— START —

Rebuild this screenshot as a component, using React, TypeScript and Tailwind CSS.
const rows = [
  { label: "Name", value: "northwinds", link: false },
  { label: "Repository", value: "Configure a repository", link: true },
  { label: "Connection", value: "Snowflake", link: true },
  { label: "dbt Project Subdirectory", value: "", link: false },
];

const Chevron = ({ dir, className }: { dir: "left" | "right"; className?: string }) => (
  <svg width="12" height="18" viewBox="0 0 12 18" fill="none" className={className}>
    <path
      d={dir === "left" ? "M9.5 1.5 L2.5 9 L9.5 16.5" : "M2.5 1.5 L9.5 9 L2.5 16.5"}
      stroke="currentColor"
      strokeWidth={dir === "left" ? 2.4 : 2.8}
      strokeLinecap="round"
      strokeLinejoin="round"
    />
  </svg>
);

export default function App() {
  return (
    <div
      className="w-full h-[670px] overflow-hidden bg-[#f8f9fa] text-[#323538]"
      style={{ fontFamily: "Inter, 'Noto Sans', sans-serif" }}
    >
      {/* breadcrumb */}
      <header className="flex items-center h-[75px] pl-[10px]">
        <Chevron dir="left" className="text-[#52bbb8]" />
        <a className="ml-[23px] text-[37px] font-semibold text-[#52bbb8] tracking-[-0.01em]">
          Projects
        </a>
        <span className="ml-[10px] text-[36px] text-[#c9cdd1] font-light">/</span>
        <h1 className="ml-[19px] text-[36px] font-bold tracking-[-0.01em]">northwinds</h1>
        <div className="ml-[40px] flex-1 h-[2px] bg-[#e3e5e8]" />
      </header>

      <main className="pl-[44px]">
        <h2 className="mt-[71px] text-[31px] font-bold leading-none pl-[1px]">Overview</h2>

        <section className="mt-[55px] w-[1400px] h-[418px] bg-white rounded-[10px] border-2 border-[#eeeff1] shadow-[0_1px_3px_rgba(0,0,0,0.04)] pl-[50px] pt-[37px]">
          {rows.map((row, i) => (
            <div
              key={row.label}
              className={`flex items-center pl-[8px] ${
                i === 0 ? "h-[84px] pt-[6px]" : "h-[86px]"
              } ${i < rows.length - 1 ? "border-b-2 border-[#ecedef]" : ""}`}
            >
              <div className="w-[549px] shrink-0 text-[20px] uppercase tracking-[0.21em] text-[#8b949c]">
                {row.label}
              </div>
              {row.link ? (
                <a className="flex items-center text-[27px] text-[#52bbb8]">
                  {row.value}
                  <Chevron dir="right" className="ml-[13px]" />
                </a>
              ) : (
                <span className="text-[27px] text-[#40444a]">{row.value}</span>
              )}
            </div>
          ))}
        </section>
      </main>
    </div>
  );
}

— END —
— START —

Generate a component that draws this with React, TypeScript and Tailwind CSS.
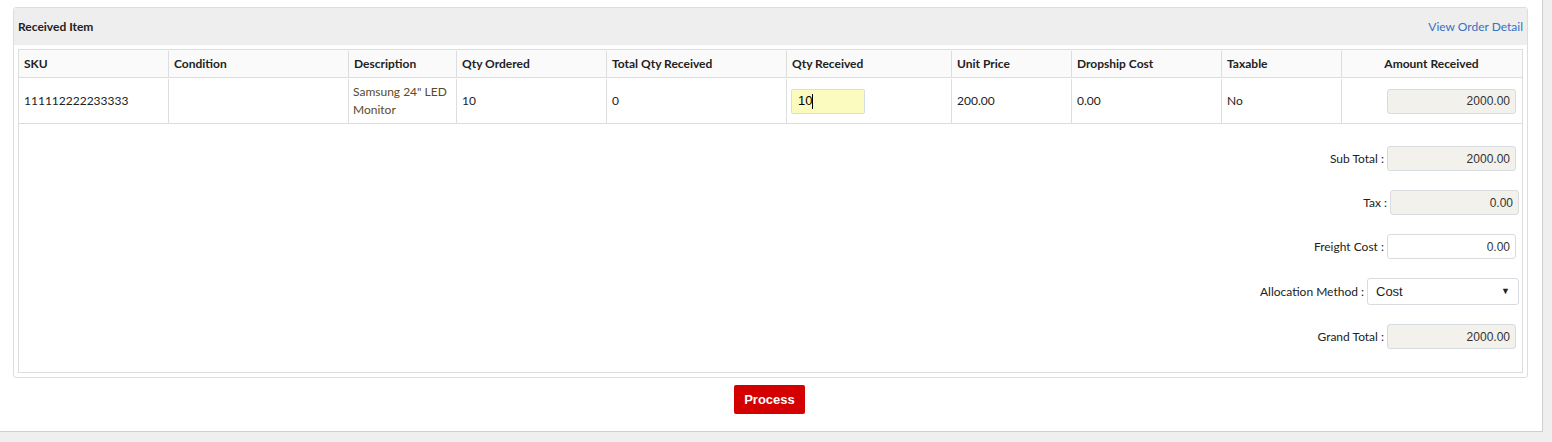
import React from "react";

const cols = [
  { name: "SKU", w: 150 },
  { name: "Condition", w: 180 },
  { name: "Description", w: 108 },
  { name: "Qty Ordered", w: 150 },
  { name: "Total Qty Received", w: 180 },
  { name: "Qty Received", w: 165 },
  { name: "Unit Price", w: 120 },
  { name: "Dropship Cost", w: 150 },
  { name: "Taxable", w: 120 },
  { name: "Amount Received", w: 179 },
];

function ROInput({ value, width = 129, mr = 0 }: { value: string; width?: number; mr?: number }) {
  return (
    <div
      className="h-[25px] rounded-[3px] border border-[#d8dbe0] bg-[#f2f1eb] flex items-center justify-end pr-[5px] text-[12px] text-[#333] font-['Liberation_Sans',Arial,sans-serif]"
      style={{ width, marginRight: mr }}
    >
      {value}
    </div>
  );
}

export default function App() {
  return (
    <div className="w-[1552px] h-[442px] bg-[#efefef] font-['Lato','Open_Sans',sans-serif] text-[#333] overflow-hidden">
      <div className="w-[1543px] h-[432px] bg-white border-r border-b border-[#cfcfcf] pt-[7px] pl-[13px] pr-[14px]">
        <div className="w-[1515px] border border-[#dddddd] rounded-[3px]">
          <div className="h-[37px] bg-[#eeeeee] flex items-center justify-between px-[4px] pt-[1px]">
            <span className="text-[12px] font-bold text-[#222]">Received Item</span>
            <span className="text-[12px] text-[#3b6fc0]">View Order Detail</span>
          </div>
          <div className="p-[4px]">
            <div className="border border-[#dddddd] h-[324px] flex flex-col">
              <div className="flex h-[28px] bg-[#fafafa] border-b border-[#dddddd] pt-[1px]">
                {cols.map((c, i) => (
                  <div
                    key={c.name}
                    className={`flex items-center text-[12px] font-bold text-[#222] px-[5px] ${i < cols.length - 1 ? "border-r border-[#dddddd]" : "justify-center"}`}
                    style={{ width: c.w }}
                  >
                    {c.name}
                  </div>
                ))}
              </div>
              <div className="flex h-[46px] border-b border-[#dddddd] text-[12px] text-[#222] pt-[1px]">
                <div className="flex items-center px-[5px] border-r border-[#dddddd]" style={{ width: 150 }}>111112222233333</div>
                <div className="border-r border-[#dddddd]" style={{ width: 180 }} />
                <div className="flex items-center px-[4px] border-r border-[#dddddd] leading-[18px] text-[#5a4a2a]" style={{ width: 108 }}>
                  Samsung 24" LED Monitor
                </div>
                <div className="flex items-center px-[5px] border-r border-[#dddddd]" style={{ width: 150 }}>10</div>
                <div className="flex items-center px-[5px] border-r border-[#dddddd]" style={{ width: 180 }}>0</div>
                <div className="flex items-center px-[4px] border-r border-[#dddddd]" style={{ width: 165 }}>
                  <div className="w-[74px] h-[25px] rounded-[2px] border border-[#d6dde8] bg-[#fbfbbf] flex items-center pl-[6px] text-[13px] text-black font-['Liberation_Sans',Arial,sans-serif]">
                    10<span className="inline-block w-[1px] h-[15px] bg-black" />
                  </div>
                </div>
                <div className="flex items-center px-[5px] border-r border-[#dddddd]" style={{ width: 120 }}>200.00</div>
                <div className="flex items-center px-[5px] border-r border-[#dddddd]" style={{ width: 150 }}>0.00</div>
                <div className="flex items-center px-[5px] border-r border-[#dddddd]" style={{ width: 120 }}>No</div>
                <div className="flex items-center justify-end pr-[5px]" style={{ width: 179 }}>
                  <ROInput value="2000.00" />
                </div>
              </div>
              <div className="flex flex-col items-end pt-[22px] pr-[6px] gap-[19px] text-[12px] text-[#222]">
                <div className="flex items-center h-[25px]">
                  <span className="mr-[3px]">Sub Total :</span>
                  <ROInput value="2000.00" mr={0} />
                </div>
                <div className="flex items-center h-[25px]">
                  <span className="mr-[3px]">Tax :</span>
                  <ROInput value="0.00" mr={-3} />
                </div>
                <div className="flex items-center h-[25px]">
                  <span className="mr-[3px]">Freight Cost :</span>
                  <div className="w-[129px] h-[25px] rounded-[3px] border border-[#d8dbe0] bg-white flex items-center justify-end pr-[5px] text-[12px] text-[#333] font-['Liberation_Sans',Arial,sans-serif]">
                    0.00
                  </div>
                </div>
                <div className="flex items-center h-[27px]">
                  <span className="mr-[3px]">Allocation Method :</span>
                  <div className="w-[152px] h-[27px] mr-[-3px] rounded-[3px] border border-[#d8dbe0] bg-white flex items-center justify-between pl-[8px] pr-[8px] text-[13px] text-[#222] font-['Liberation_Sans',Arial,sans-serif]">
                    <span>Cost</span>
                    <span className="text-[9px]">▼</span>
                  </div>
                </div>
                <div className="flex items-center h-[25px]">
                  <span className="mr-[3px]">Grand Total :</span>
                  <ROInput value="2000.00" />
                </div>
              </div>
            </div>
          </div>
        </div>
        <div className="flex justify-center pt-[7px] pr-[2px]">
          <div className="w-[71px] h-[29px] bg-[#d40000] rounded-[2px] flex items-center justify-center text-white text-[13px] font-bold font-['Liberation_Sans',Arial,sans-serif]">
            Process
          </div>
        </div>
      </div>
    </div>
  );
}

— END —

## WHAT YOU SHOULD DO
Copy, exactly as they stand, the lines from the one that holds "Generate a component" to the one that holds "import React from", both included, and drop every picture.

## EXERCISE RESULT
Generate a component that draws this with React, TypeScript and Tailwind CSS.
import React from "react";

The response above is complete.